On the occasion of Windsor Historical Society’s 100th anniversary, this is the second of a two-part article that attempts to tell the story of the donors whose contributions became the foundation of the Society’s collections in 1921. Part I focused on George Hoadley and his motivations behind making such a large donation to us. Part II turns to his brother Charles and his consideration of his own legacy.


Charles J. Hoadly

Charles J. Hoadly portrait | WHS collections 2021.1.15

After Charles Hoadly died, his successor as State Librarian of Connecticut wrote a report in which he detailed the state of the library:

“As to the number of books and pamphlets contained in the Library I am unable to state. The fact that they are stored in four different rooms with often two or more rows upon a shelf or in heaps, and the fact that no accession numbers have been maintained, makes even an estimate unsatisfactory.”

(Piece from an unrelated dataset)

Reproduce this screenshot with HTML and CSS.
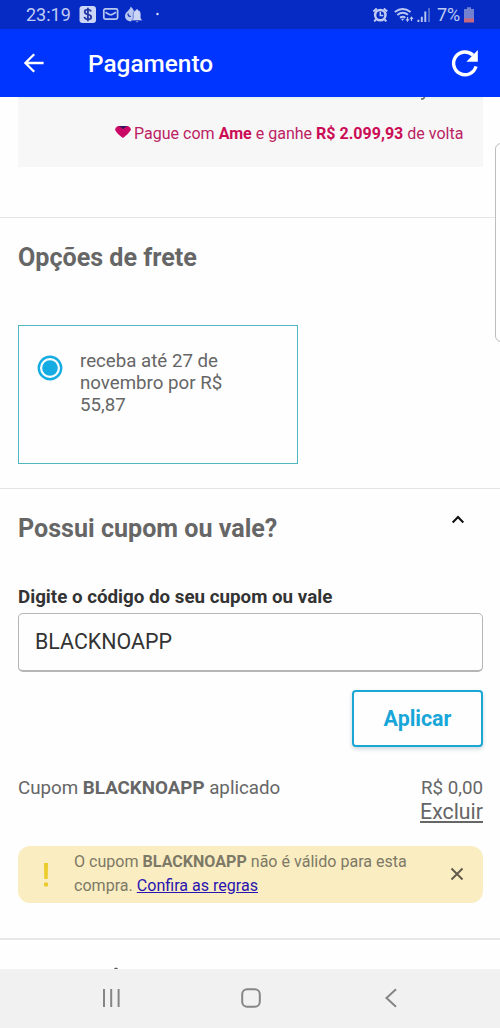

Having spent countless hours researching Charles, I was initially surprised to learn that the library would have been in such a state of apparent disorder. However, in a memorial text written about ten years after his death, the author describes the only successful vacation that Charles ever took, a trip to London in 1879, which adds some clarity:

“One who was with him in London said that Dr. Hoadly’s memory was better than a guide-book, for it never erred. Every street in the city proper had for him innumerable historical or literary associations.”

Charles possessed the ability to navigate physical, three-dimensional spaces based on his ability to remember written accounts, maps, and images. The same account notes that “to the end of his life he could repeat verbatim long extracts from Latin authors whose pages he had not looked at since his college days.” Charles’ spatial memory combined with this memory of content tells us that, accession numbers or not, he was very much aware of exactly what items were in his library and where they were kept. I am placing this emphasis on the depth and breadth of Charles’ memory because it is safe to suppose that his extensive memory extended to the artifacts in his personal collections; as an archivist/historian/genealogist/collector, he would have been very much aware of what it meant to leave papers behind and how these papers would have been interpreted by future generations.

Some of those future generations have latched onto a collection of letters written to Charles by Griffin Alexander Stedman during the latter’s time as an officer in the Union Army during the Civil War. Stedman was ten years younger than Charles, and though they both had strong ties to Trinity College, neither the letters nor any secondary source narratives reveal whether their tenures there overlapped or how their friendship developed. Nevertheless, by the time Stedman reached his post, he was close enough to Charles to sign every letter “Your attached friend.” The letters are one-sided; Stedman was killed in the war in 1864, and there is no record of Charles’ letters having survived. The handwriting ranges from precise to so illegible that I imagine Stedman writing from the battlefield with a flask of whiskey in his hands.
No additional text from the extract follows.